_EXCERPTED RECORDS_:
------------

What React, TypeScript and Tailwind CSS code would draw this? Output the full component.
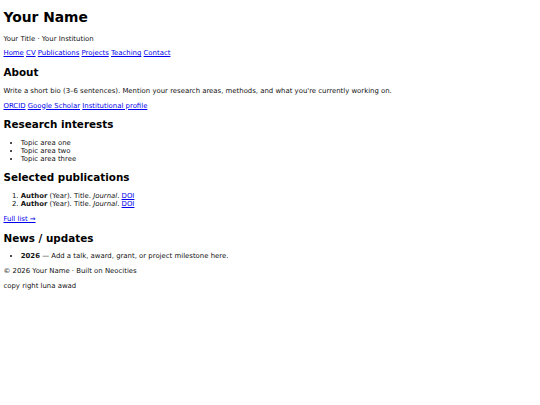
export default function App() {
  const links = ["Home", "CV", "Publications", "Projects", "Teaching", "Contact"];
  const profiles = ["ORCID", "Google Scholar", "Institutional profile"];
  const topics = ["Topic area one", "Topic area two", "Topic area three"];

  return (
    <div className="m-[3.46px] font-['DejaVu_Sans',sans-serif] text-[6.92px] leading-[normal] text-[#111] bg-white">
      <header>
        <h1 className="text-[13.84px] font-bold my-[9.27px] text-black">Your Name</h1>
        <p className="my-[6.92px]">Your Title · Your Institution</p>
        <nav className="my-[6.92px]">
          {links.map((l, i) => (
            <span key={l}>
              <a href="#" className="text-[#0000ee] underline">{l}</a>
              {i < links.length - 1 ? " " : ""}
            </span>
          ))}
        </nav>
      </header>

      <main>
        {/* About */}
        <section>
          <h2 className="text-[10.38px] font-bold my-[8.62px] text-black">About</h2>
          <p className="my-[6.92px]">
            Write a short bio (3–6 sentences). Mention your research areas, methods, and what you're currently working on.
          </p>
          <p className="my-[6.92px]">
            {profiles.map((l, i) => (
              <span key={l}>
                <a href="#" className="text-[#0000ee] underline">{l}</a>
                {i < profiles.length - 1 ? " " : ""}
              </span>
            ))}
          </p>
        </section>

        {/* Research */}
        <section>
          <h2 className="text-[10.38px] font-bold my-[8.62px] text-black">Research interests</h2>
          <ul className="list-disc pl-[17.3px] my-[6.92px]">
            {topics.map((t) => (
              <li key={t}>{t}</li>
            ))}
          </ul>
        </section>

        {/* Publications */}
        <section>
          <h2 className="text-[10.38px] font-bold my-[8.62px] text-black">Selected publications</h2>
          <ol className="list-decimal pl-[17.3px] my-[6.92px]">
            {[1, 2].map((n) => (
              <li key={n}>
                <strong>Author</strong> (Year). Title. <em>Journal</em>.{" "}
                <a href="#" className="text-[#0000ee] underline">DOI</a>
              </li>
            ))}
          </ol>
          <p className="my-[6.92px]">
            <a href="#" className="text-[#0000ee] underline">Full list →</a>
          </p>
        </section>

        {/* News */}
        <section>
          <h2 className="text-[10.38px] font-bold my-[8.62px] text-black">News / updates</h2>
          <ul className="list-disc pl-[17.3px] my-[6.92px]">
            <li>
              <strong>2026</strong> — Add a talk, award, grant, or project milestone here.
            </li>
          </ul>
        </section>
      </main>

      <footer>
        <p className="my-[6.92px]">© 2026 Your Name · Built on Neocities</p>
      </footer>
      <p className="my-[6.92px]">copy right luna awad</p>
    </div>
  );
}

------------

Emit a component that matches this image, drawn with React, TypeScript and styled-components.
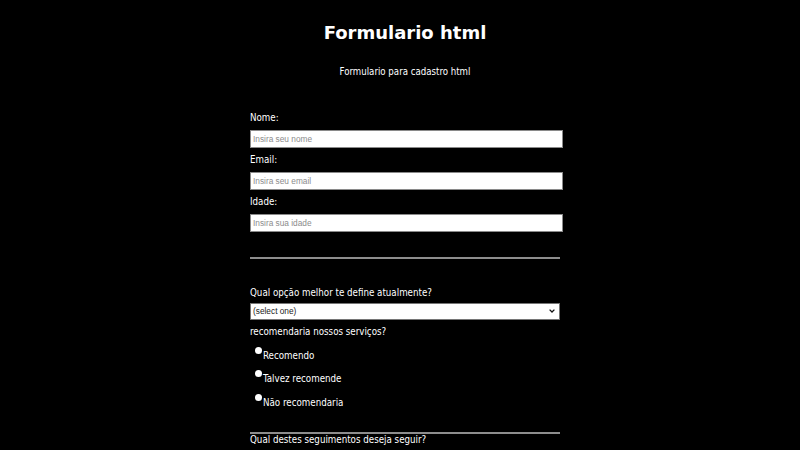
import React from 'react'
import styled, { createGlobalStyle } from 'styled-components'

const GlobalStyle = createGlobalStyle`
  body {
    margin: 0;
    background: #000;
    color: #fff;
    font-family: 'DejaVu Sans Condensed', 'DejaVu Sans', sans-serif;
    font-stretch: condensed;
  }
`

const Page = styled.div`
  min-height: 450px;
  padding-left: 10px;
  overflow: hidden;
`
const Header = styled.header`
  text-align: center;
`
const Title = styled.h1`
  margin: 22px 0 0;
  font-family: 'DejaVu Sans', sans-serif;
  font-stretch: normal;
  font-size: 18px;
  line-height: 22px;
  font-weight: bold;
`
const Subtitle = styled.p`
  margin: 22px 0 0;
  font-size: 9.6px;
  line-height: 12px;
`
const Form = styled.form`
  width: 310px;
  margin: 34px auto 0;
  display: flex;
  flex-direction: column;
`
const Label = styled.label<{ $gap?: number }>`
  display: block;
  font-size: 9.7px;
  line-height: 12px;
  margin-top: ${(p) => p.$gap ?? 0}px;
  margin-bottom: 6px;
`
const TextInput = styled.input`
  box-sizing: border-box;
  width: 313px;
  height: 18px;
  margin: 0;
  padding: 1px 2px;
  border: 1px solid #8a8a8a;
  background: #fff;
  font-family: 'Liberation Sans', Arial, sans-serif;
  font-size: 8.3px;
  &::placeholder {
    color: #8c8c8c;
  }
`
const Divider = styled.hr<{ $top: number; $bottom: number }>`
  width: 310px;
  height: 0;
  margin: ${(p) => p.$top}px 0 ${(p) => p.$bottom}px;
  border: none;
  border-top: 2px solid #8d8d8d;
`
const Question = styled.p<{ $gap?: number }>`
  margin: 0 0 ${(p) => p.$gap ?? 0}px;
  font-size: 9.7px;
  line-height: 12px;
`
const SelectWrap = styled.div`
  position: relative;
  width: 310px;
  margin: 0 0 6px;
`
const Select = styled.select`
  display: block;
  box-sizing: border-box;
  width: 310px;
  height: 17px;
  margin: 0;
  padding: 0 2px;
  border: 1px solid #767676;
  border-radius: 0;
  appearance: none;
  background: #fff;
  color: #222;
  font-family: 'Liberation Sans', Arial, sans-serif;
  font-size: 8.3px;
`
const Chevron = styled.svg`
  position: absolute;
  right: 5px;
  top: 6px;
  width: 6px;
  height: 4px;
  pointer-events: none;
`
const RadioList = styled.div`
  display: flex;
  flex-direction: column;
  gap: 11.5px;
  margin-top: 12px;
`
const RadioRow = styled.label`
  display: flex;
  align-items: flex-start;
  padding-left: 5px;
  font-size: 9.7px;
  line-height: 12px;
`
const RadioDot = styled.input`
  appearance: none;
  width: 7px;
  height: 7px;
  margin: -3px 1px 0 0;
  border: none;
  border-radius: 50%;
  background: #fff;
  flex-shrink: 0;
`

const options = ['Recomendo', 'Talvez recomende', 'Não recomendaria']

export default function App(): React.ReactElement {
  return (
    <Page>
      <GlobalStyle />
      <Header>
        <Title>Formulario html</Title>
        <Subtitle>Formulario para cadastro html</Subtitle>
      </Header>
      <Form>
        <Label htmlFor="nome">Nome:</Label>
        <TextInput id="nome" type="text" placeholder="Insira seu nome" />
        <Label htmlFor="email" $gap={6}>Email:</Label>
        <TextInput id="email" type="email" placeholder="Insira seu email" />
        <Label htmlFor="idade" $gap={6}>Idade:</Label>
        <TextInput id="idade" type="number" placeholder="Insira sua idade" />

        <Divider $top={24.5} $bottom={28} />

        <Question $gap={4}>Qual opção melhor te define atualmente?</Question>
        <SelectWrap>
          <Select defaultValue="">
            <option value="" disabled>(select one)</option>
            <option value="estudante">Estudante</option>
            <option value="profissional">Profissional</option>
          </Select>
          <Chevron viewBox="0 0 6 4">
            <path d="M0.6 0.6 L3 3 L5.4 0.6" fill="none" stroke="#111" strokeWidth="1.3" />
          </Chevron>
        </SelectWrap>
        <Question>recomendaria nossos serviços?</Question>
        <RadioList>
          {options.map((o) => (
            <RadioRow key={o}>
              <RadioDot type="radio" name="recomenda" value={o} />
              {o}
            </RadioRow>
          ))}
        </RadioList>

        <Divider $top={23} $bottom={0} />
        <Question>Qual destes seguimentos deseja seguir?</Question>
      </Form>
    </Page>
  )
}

------------

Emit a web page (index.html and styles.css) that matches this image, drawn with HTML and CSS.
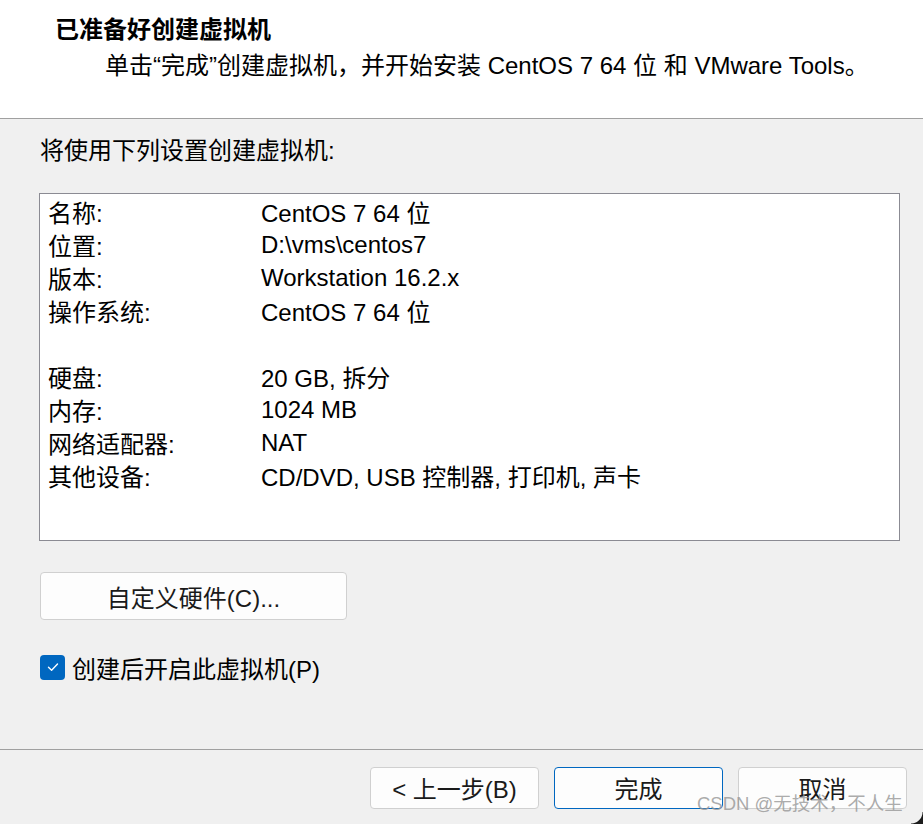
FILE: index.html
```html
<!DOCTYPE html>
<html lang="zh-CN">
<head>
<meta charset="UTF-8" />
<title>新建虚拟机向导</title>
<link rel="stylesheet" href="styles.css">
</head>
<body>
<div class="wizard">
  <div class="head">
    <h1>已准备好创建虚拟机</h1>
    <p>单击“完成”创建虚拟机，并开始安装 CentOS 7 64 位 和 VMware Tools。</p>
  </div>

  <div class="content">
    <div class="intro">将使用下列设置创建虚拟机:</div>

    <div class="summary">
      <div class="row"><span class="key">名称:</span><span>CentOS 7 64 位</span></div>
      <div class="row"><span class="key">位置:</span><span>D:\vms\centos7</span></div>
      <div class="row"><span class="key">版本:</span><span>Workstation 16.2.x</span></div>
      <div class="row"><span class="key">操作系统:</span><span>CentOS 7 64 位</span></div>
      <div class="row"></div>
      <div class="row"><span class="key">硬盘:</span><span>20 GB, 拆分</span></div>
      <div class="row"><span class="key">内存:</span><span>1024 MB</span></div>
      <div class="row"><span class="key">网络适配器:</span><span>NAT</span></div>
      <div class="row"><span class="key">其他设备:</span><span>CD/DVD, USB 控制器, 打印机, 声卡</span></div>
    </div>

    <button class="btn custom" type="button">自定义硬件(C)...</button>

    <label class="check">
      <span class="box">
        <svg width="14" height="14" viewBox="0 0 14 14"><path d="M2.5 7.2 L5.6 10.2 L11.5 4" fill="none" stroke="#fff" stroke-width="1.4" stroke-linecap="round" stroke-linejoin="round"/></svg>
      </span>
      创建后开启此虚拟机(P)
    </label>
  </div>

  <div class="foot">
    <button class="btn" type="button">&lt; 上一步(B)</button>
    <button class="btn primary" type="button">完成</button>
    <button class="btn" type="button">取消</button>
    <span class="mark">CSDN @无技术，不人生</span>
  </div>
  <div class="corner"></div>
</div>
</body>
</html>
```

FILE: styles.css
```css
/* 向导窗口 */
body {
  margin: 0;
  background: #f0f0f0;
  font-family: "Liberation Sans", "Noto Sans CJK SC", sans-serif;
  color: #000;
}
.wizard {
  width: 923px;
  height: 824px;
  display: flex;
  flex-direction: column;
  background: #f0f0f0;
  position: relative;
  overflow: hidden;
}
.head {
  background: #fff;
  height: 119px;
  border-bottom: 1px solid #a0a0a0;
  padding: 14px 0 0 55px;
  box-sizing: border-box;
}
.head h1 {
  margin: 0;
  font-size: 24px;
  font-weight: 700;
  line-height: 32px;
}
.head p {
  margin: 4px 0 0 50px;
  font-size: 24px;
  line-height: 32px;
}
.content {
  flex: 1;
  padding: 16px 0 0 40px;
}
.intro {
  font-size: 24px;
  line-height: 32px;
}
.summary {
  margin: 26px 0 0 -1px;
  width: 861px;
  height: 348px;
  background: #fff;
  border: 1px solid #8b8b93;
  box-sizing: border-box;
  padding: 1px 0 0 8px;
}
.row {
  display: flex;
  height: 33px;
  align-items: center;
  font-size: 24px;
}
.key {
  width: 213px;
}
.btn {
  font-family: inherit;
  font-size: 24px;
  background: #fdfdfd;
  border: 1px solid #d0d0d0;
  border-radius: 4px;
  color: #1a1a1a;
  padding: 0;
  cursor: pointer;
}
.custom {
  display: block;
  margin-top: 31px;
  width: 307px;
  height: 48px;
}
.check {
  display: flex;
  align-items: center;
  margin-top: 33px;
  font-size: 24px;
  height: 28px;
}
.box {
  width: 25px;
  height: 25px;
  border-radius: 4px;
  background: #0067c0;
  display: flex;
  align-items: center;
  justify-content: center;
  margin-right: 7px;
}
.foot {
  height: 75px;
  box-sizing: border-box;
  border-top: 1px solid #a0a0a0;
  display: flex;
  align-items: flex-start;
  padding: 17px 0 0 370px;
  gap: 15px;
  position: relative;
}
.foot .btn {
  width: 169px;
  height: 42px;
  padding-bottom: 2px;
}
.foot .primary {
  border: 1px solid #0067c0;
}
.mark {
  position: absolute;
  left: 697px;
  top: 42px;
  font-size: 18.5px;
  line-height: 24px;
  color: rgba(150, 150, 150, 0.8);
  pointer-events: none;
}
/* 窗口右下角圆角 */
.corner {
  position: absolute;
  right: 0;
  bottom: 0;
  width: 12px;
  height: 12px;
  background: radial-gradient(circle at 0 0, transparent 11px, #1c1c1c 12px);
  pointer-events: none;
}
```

------------

_PROBLEM_:
Return each line with "image".

_EXPECTED OUTPUT_:
Emit a component that matches this image, drawn with React, TypeScript and styled-components.
Emit a web page (index.html and styles.css) that matches this image, drawn with HTML and CSS.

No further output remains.